**THE EXERCISE:**
Write out the material exactly, without any of its pictures.

**MATERIAL PROVIDED:**
------------------------------------------------

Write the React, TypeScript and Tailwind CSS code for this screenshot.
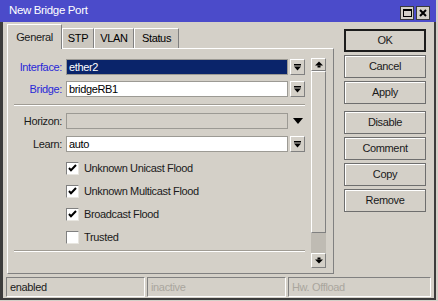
import React from "react";

const font = { fontFamily: '"Liberation Sans", Arial, sans-serif' };

const DropArrow = () => (
  <svg width="7" height="7" viewBox="0 0 7 7">
    <rect x="0" y="0" width="7" height="1.5" fill="#000" />
    <path d="M0 2.5h7L3.5 6.5z" fill="#000" />
  </svg>
);

const ScrollArrow = ({ up }: { up?: boolean }) => (
  <svg width="8" height="7" viewBox="0 0 8 7" className={up ? "" : "rotate-180"}>
    <path d="M0 4.5L4 0.5L8 4.5z" fill="#000" />
    <rect x="2.5" y="4.5" width="3" height="2" fill="#000" />
  </svg>
);

function DropButton() {
  return (
    <div className="w-[15px] h-[16px] flex items-center justify-center border border-t-white border-l-white border-r-[#808080] border-b-[#808080] bg-[#d4d0c8]">
      <DropArrow />
    </div>
  );
}

function FieldRow({
  label,
  value,
  blue,
  selected,
  disabled,
}: {
  label: string;
  value?: string;
  blue?: boolean;
  selected?: boolean;
  disabled?: boolean;
}) {
  return (
    <div className="flex items-center h-[16px]">
      <div className={`w-[50px] text-right pr-[2px] ${blue ? "text-[#2828d8]" : "text-[#1a1a1a]"}`}>{label}</div>
      <div
        className={`ml-[2px] w-[222px] h-[16px] flex items-center px-[2px] border border-[#9c9a94] ${
          selected ? "bg-[#0a246a] text-white" : disabled ? "bg-[#d4d0c8]" : "bg-white text-black"
        }`}
      >
        {value}
      </div>
      <div className="ml-[2px]">
        {disabled ? (
          <div className="w-[15px] h-[16px] flex items-center justify-center">
            <svg width="10" height="6" viewBox="0 0 10 6">
              <path d="M0 0h10L5 6z" fill="#000" />
            </svg>
          </div>
        ) : (
          <DropButton />
        )}
      </div>
    </div>
  );
}

function Check({ label, checked }: { label: string; checked?: boolean }) {
  return (
    <div className="flex items-center h-[14px] pl-[52px]">
      <div className="w-[13px] h-[13px] bg-white border border-t-[#808080] border-l-[#808080] border-r-[#e8e6e0] border-b-[#e8e6e0] flex items-center justify-center">
        {checked && (
          <svg width="9" height="8" viewBox="0 0 9 8">
            <path d="M1 4l2 2.3L8 1" stroke="#000" strokeWidth="2" fill="none" />
          </svg>
        )}
      </div>
      <span className="ml-[5px] text-[#1a1a1a]">{label}</span>
    </div>
  );
}

function Separator({ className = "" }: { className?: string }) {
  return <div className={`w-[291px] h-[2px] border-t border-t-[#a09c94] border-b border-b-white ${className}`} />;
}

function SideButton({ label, def, className = "" }: { label: string; def?: boolean; className?: string }) {
  return (
    <div
      className={`w-[82px] h-[23px] flex items-center justify-center text-[#1a1a1a] ${
        def ? "border-2 border-[#1c1c1c]" : "border border-[#6e6e6e] shadow-[inset_1px_1px_0_#ffffff]"
      } ${className}`}
    >
      {label}
    </div>
  );
}

export default function App() {
  return (
    <div className="w-[438px] h-[301px] bg-[#d4d0c8] overflow-hidden text-[11px] leading-none tracking-[-0.35px]" style={font}>
      <div className="w-[436px] h-[300px] flex flex-col">
        {/* Title bar */}
        <div className="h-[22px] bg-[#4b4bca] flex items-center pl-[9px] pr-[6px]">
          <span className="text-white text-[11.5px]">New Bridge Port</span>
          <div className="ml-auto flex gap-[2px] pt-[3px]">
            <div className="w-[14px] h-[14px] bg-[#d4d0c8] border border-[#3a3a3a] flex items-center justify-center">
              <div className="w-[9px] h-[8px] border border-black border-t-2" />
            </div>
            <div className="w-[14px] h-[14px] bg-[#d4d0c8] border border-[#3a3a3a] flex items-center justify-center">
              <svg width="8" height="8" viewBox="0 0 8 8">
                <path d="M1 1L7 7M7 1L1 7" stroke="#000" strokeWidth="2" />
              </svg>
            </div>
          </div>
        </div>

        {/* Body */}
        <div className="flex-1 flex flex-col border-l-[3px] border-r-[2px] border-b-[2px] border-[#3c3c3c]">
          <div className="flex pt-[2px]">
            {/* Tabs + panel */}
            <div className="ml-[4px] w-[327px] flex flex-col">
              <div className="flex items-end h-[24px]">
                <div className="w-[55px] h-[25px] -mb-px z-10 bg-[#d4d0c8] border-t border-l border-t-white border-l-white border-r border-r-[#808080] flex items-center justify-center text-[#1a1a1a]">
                  General
                </div>
                <div className="w-[32px] h-[20px] bg-[#cbc7bf] border-t border-l border-t-white border-l-white border-r border-r-[#808080] flex items-center justify-center">
                  STP
                </div>
                <div className="w-[40px] h-[20px] bg-[#cbc7bf] border-t border-l border-t-white border-l-white border-r border-r-[#808080] flex items-center justify-center">
                  VLAN
                </div>
                <div className="w-[45px] h-[20px] bg-[#cbc7bf] border-t border-l border-t-white border-l-white border-r border-r-[#808080] flex items-center justify-center">
                  Status
                </div>
              </div>
              <div className="h-[226px] border border-t-white border-l-white border-r-[#808080] border-b-[#808080] flex">
                <div className="w-[303px] pl-[6px] pt-[10px] flex flex-col">
                  <FieldRow label="Interface:" value="ether2" blue selected />
                  <div className="h-[6px]" />
                  <FieldRow label="Bridge:" value="bridgeRB1" blue />
                  <Separator className="mt-[7px] mb-[7px]" />
                  <FieldRow label="Horizon:" disabled />
                  <div className="h-[7px]" />
                  <FieldRow label="Learn:" value="auto" />
                  <div className="h-[9px]" />
                  <Check label="Unknown Unicast Flood" checked />
                  <div className="h-[9px]" />
                  <Check label="Unknown Multicast Flood" checked />
                  <div className="h-[9px]" />
                  <Check label="Broadcast Flood" checked />
                  <div className="h-[9px]" />
                  <Check label="Trusted" />
                  <Separator className="mt-[6px]" />
                </div>
                {/* Scrollbar */}
                <div className="mt-[9px] w-[15px] h-[210px] flex flex-col">
                  <div className="h-[13px] flex items-center justify-center border border-t-white border-l-white border-r-[#808080] border-b-[#808080]">
                    <ScrollArrow up />
                  </div>
                  <div className="h-[162px] border border-t-white border-l-white border-r-[#808080] border-b-[#808080]" />
                  <div className="flex-1 bg-[#bfbbb3]" />
                  <div className="h-[15px] flex items-center justify-center border border-t-white border-l-white border-r-[#808080] border-b-[#808080]">
                    <ScrollArrow />
                  </div>
                </div>
              </div>
            </div>

            {/* Right buttons */}
            <div className="ml-[10px] pt-[5px] flex flex-col gap-[3px]">
              <SideButton label="OK" def />
              <SideButton label="Cancel" />
              <SideButton label="Apply" />
              <SideButton label="Disable" className="mt-[4px]" />
              <SideButton label="Comment" />
              <SideButton label="Copy" />
              <SideButton label="Remove" />
            </div>
          </div>

          {/* Status bar */}
          <div className="mt-auto mb-[1px] ml-[3px] flex gap-[2px] h-[20px]">
            <div className="w-[139px] flex items-center pl-[3px] border border-t-[#808080] border-l-[#808080] border-r-white border-b-white text-[#1a1a1a]">
              enabled
            </div>
            <div className="w-[139px] flex items-center pl-[3px] border border-t-[#808080] border-l-[#808080] border-r-white border-b-white text-[#aaa69e]">
              inactive
            </div>
            <div className="w-[143px] flex items-center pl-[3px] border border-t-[#808080] border-l-[#808080] border-r-white border-b-white text-[#aaa69e]">
              Hw. Offload
            </div>
          </div>
        </div>
      </div>
    </div>
  );
}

------------------------------------------------

**FINAL RESULT:**
Write the React, TypeScript and Tailwind CSS code for this screenshot.
import React from "react";

const font = { fontFamily: '"Liberation Sans", Arial, sans-serif' };

const DropArrow = () => (
  <svg width="7" height="7" viewBox="0 0 7 7">
    <rect x="0" y="0" width="7" height="1.5" fill="#000" />
    <path d="M0 2.5h7L3.5 6.5z" fill="#000" />
  </svg>
);

const ScrollArrow = ({ up }: { up?: boolean }) => (
  <svg width="8" height="7" viewBox="0 0 8 7" className={up ? "" : "rotate-180"}>
    <path d="M0 4.5L4 0.5L8 4.5z" fill="#000" />
    <rect x="2.5" y="4.5" width="3" height="2" fill="#000" />
  </svg>
);

function DropButton() {
  return (
    <div className="w-[15px] h-[16px] flex items-center justify-center border border-t-white border-l-white border-r-[#808080] border-b-[#808080] bg-[#d4d0c8]">
      <DropArrow />
    </div>
  );
}

function FieldRow({
  label,
  value,
  blue,
  selected,
  disabled,
}: {
  label: string;
  value?: string;
  blue?: boolean;
  selected?: boolean;
  disabled?: boolean;
}) {
  return (
    <div className="flex items-center h-[16px]">
      <div className={`w-[50px] text-right pr-[2px] ${blue ? "text-[#2828d8]" : "text-[#1a1a1a]"}`}>{label}</div>
      <div
        className={`ml-[2px] w-[222px] h-[16px] flex items-center px-[2px] border border-[#9c9a94] ${
          selected ? "bg-[#0a246a] text-white" : disabled ? "bg-[#d4d0c8]" : "bg-white text-black"
        }`}
      >
        {value}
      </div>
      <div className="ml-[2px]">
        {disabled ? (
          <div className="w-[15px] h-[16px] flex items-center justify-center">
            <svg width="10" height="6" viewBox="0 0 10 6">
              <path d="M0 0h10L5 6z" fill="#000" />
            </svg>
          </div>
        ) : (
          <DropButton />
        )}
      </div>
    </div>
  );
}

function Check({ label, checked }: { label: string; checked?: boolean }) {
  return (
    <div className="flex items-center h-[14px] pl-[52px]">
      <div className="w-[13px] h-[13px] bg-white border border-t-[#808080] border-l-[#808080] border-r-[#e8e6e0] border-b-[#e8e6e0] flex items-center justify-center">
        {checked && (
          <svg width="9" height="8" viewBox="0 0 9 8">
            <path d="M1 4l2 2.3L8 1" stroke="#000" strokeWidth="2" fill="none" />
          </svg>
        )}
      </div>
      <span className="ml-[5px] text-[#1a1a1a]">{label}</span>
    </div>
  );
}

function Separator({ className = "" }: { className?: string }) {
  return <div className={`w-[291px] h-[2px] border-t border-t-[#a09c94] border-b border-b-white ${className}`} />;
}

function SideButton({ label, def, className = "" }: { label: string; def?: boolean; className?: string }) {
  return (
    <div
      className={`w-[82px] h-[23px] flex items-center justify-center text-[#1a1a1a] ${
        def ? "border-2 border-[#1c1c1c]" : "border border-[#6e6e6e] shadow-[inset_1px_1px_0_#ffffff]"
      } ${className}`}
    >
      {label}
    </div>
  );
}

export default function App() {
  return (
    <div className="w-[438px] h-[301px] bg-[#d4d0c8] overflow-hidden text-[11px] leading-none tracking-[-0.35px]" style={font}>
      <div className="w-[436px] h-[300px] flex flex-col">
        {/* Title bar */}
        <div className="h-[22px] bg-[#4b4bca] flex items-center pl-[9px] pr-[6px]">
          <span className="text-white text-[11.5px]">New Bridge Port</span>
          <div className="ml-auto flex gap-[2px] pt-[3px]">
            <div className="w-[14px] h-[14px] bg-[#d4d0c8] border border-[#3a3a3a] flex items-center justify-center">
              <div className="w-[9px] h-[8px] border border-black border-t-2" />
            </div>
            <div className="w-[14px] h-[14px] bg-[#d4d0c8] border border-[#3a3a3a] flex items-center justify-center">
              <svg width="8" height="8" viewBox="0 0 8 8">
                <path d="M1 1L7 7M7 1L1 7" stroke="#000" strokeWidth="2" />
              </svg>
            </div>
          </div>
        </div>

        {/* Body */}
        <div className="flex-1 flex flex-col border-l-[3px] border-r-[2px] border-b-[2px] border-[#3c3c3c]">
          <div className="flex pt-[2px]">
            {/* Tabs + panel */}
            <div className="ml-[4px] w-[327px] flex flex-col">
              <div className="flex items-end h-[24px]">
                <div className="w-[55px] h-[25px] -mb-px z-10 bg-[#d4d0c8] border-t border-l border-t-white border-l-white border-r border-r-[#808080] flex items-center justify-center text-[#1a1a1a]">
                  General
                </div>
                <div className="w-[32px] h-[20px] bg-[#cbc7bf] border-t border-l border-t-white border-l-white border-r border-r-[#808080] flex items-center justify-center">
                  STP
                </div>
                <div className="w-[40px] h-[20px] bg-[#cbc7bf] border-t border-l border-t-white border-l-white border-r border-r-[#808080] flex items-center justify-center">
                  VLAN
                </div>
                <div className="w-[45px] h-[20px] bg-[#cbc7bf] border-t border-l border-t-white border-l-white border-r border-r-[#808080] flex items-center justify-center">
                  Status
                </div>
              </div>
              <div className="h-[226px] border border-t-white border-l-white border-r-[#808080] border-b-[#808080] flex">
                <div className="w-[303px] pl-[6px] pt-[10px] flex flex-col">
                  <FieldRow label="Interface:" value="ether2" blue selected />
                  <div className="h-[6px]" />
                  <FieldRow label="Bridge:" value="bridgeRB1" blue />
                  <Separator className="mt-[7px] mb-[7px]" />
                  <FieldRow label="Horizon:" disabled />
                  <div className="h-[7px]" />
                  <FieldRow label="Learn:" value="auto" />
                  <div className="h-[9px]" />
                  <Check label="Unknown Unicast Flood" checked />
                  <div className="h-[9px]" />
                  <Check label="Unknown Multicast Flood" checked />
                  <div className="h-[9px]" />
                  <Check label="Broadcast Flood" checked />
                  <div className="h-[9px]" />
                  <Check label="Trusted" />
                  <Separator className="mt-[6px]" />
                </div>
                {/* Scrollbar */}
                <div className="mt-[9px] w-[15px] h-[210px] flex flex-col">
                  <div className="h-[13px] flex items-center justify-center border border-t-white border-l-white border-r-[#808080] border-b-[#808080]">
                    <ScrollArrow up />
                  </div>
                  <div className="h-[162px] border border-t-white border-l-white border-r-[#808080] border-b-[#808080]" />
                  <div className="flex-1 bg-[#bfbbb3]" />
                  <div className="h-[15px] flex items-center justify-center border border-t-white border-l-white border-r-[#808080] border-b-[#808080]">
                    <ScrollArrow />
                  </div>
                </div>
              </div>
            </div>

            {/* Right buttons */}
            <div className="ml-[10px] pt-[5px] flex flex-col gap-[3px]">
              <SideButton label="OK" def />
              <SideButton label="Cancel" />
              <SideButton label="Apply" />
              <SideButton label="Disable" className="mt-[4px]" />
              <SideButton label="Comment" />
              <SideButton label="Copy" />
              <SideButton label="Remove" />
            </div>
          </div>

          {/* Status bar */}
          <div className="mt-auto mb-[1px] ml-[3px] flex gap-[2px] h-[20px]">
            <div className="w-[139px] flex items-center pl-[3px] border border-t-[#808080] border-l-[#808080] border-r-white border-b-white text-[#1a1a1a]">
              enabled
            </div>
            <div className="w-[139px] flex items-center pl-[3px] border border-t-[#808080] border-l-[#808080] border-r-white border-b-white text-[#aaa69e]">
              inactive
            </div>
            <div className="w-[143px] flex items-center pl-[3px] border border-t-[#808080] border-l-[#808080] border-r-white border-b-white text-[#aaa69e]">
              Hw. Offload
            </div>
          </div>
        </div>
      </div>
    </div>
  );
}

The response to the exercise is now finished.